Thank you: for prompting me to write something that I’ve needed to write about for quite some time. When asked to highlight a charitable organization for which we might collectively raise money, my mind hops to several ideas (see right “Cool Stuff” for a few of those). What amazes me is that it took me several minutes of web browsing and pondering to remember the charity that has impacted my life more than I could ever possibly imagine. Big Brothers Big Sisters.
I have been a mentor since 1999. I’ve seen my little sister grow from being 7 to 16. And she’s seen me grow from being a much less confident, unhappy-in-denial, worried person into the shining example of an only-slightly-neurotic-woman that I am today. She’ll be the first one to tell you all about how I don’t worry a fraction as much as I used to. She’ll also tell you that I dress better than I used to. But this really isn’t about me, is it? Where was I?
These days, Cheyene* and I have spent enough time reminiscing about our early years together, that she already knows the first year was hardest for me. That may sound harsh, but the truth is she was 7 and an incredibly strong-willed person with 700,000 reasons not to trust a stranger (wise of her), and she was testing me.
One of her favorite games used to be to holler out in a parking lot, “Help!! I’m being kidnapped!” Charming, isn’t it? I had a business card from Big Sisters with our names on it, so eventually, a police officer would have been able to discover my legitimacy, but I hated the thought of going through that. Man, how she loved yelling out, “Help!” at any opportunity. It’s what prompted me to create “”Big Sister/Little Sister” I.D. “lami’s” with our faces & names for both of us to wear when we did the AIDSWalk years ago.

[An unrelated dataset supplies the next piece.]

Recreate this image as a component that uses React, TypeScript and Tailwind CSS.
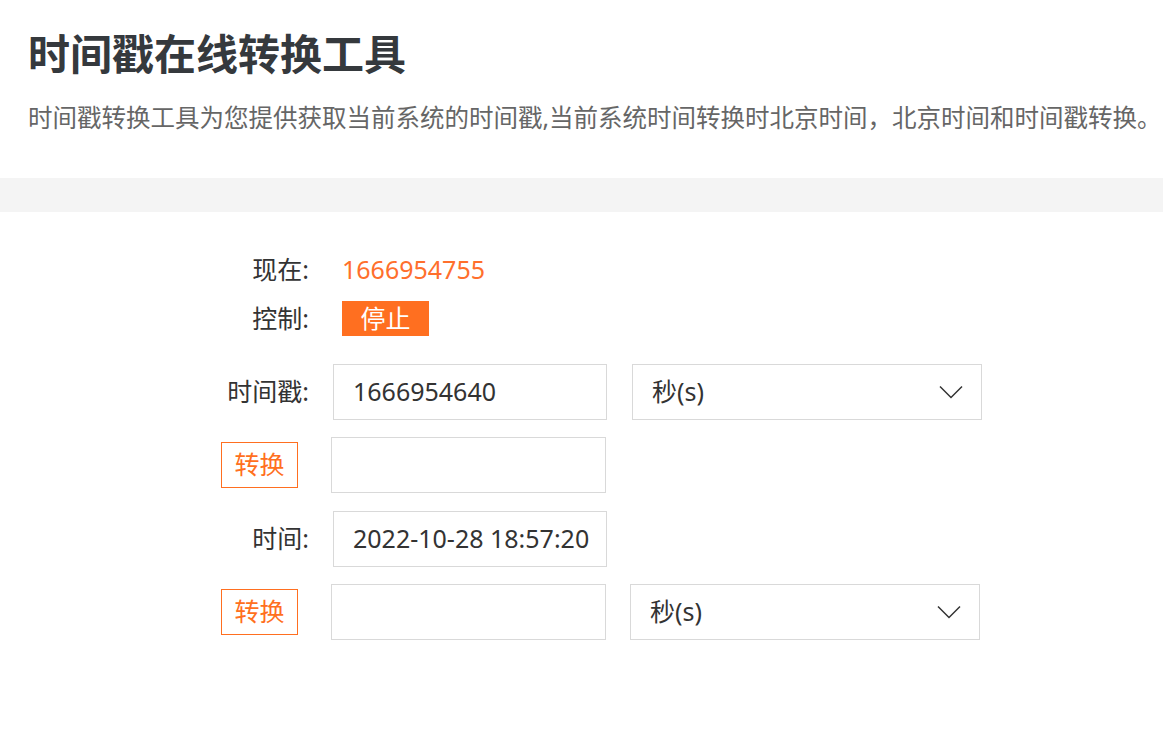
const font = { fontFamily: '"Noto Sans", "Noto Sans CJK SC", sans-serif' };

function Chevron() {
  return (
    <svg width="24" height="14" viewBox="0 0 24 14" fill="none">
      <path d="M1 1.5 L12 12.5 L23 1.5" stroke="#333" strokeWidth="1.5" />
    </svg>
  );
}

function Select({ ml }: { ml: string }) {
  return (
    <div
      className={`${ml} flex h-[56px] w-[350px] items-center justify-between border border-[#d9d9d9] pl-[19px] pr-[18px] text-[25px] text-[#333]`}
    >
      <span>秒(s)</span>
      <Chevron />
    </div>
  );
}

function Label({ text }: { text: string }) {
  return <div className="w-[109px] shrink-0 text-right text-[25px] text-[#333]">{text}</div>;
}

function ConvertButton() {
  return (
    <div className="w-[109px] shrink-0">
      <button className="ml-[21px] flex h-[46px] w-[77px] items-center justify-center border border-[#ff6f20] text-[25px] text-[#ff6f20]">
        转换
      </button>
    </div>
  );
}

export default function App() {
  return (
    <div className="min-h-[732px] w-full bg-white" style={font}>
      <header className="px-[28px] pt-[33px] pb-[48px]">
        <h1 className="text-[42px] leading-[42px] font-bold text-[#35393d]">时间戳在线转换工具</h1>
        <p className="mt-[30px] text-[24.5px] leading-[25px] whitespace-nowrap text-[#666]">
          时间戳转换工具为您提供获取当前系统的时间戳,当前系统时间转换时北京时间，北京时间和时间戳转换。
        </p>
      </header>

      <div className="h-[34px] bg-[#f4f4f4]" />

      <div className="pl-[200px] pt-[40px]">
        <div className="flex h-[36px] items-center">
          <Label text="现在:" />
          <span className="ml-[33px] text-[25px] text-[#ff6f2c]">1666954755</span>
        </div>

        <div className="mt-[13px] flex h-[35px] items-center">
          <Label text="控制:" />
          <button className="ml-[33px] flex h-[35px] w-[87px] items-center justify-center bg-[#ff6f20] text-[25px] text-white">
            停止
          </button>
        </div>

        <div className="mt-[28px] flex items-center">
          <Label text="时间戳:" />
          <div className="ml-[24px] flex h-[56px] w-[274px] items-center border border-[#d9d9d9] pl-[19px] text-[25px] text-[#333]">
            1666954640
          </div>
          <Select ml="ml-[25px]" />
        </div>

        <div className="mt-[17px] flex items-center">
          <ConvertButton />
          <div className="ml-[22px] h-[56px] w-[275px] border border-[#d9d9d9]" />
        </div>

        <div className="mt-[18px] flex items-center">
          <Label text="时间:" />
          <div className="ml-[24px] flex h-[56px] w-[274px] items-center overflow-hidden border border-[#d9d9d9] pl-[19px] text-[25px] whitespace-nowrap text-[#333]">
            2022-10-28 18:57:20
          </div>
        </div>

        <div className="mt-[17px] flex items-center">
          <ConvertButton />
          <div className="ml-[22px] h-[56px] w-[275px] border border-[#d9d9d9]" />
          <Select ml="ml-[24px]" />
        </div>
      </div>
    </div>
  );
}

Most of the time, she was a strikingly charismatic adorable delight. Outgoing. Bubbly. Sweet. She’s still got these qualities – they’re a part of her essence – and her essence is fabulous. But when she was 7 and she didn’t get her way: Damn, she could dole out the silent treatment. Something would happen that made her upset (I wouldn’t buy her the $30 gizmo in the gift shop. Or I wouldn’t let her get a slurpee, candy AND a large popcorn. Or I wouldn’t let her go into the ocean with her clothes on, etc., etc.) She’d completely shut down to the point that I would just have to take her home. Seriously, we nearly left Disneyland at 11am. Oooh – it used to make me so angry. I would try very hard to use my calm voice and say the same thing every time: It’s okay for you to be mad at me, but friends talk to each other about their feelings. I’m going to remain your friend no matter how many times we get mad at each other. But we need to talk about our feelings.
After months and months and months and months of the same pattern of Punishment By Block Off, there was eventually the first time that she mumbled to me, “I’m mad at you because you didn’t buy it for me.” I couldn’t believe my ears. I was ecstatic, “Chey thank you so much for telling me what you’re feeling . . .” Maybe kids hear the Snoopy Teacher “Woh-waah-Wuh,” 80% of the time when we talk to them, but oh, that 20% that gets through. Thank God for that!
I wrote a whole post on Cheyene here. What that essay doesn’t say is that I will never forget the moment the notion of becoming a mentor occured to me. I was getting ready for work, within ear shot of the TV (I used to have the TV on a lot more often then) and even though I couldn’t see the images, I knew it was Jimmy Smits talking. He said something about mentoring. I had seen that PSA dozens of times before. But on that morning, I thought (was it me thinking?) I need to-want to-will do this. Now is the time. I got to work that day and looked up Big Brothers Big Sisters in the yellow pages.
Recently I attended a workshop for new mentors. I was supposed to be one of the voices of experience (scary, I know). And the man who hosted the event, one of the board of directors – an amazing person – asked all of us to be on the look out for who we might encourage to become mentors. This is such a dubious task for me because I know how challenging mentoring can be at times. No matter how daunting, I do need to be more vocal about my experiences. There are so many children who really could use extra guidance in their lives. It’s not about economics.
Every human being I know benefits each time another person turns to them with deliberate focus and says in some way, I care about you.
And that’s what mentoring is: saying I care about you to one child over and over and over again.
You may decide to become a mentor some day. It won’t be because of what you hear Jimmy Smits say on television, it won’t be because of what you’ve read here. It’ll be because that voice inside you (Is it quiet? Is it boomingly loud? Is it urgent? Is it calm?) that voice inside you, how ever it sounds, will tell you, “Now is the time.”
And if your time doesn’t come, perhaps you’ll see fit to lend a few dollars towards the people who work so hard to make mentoring happen. I say “lend” because everthing we give out comes back to us.
I know that because I have a little sister and she tells me she cares about me in so many ways over and over and over again.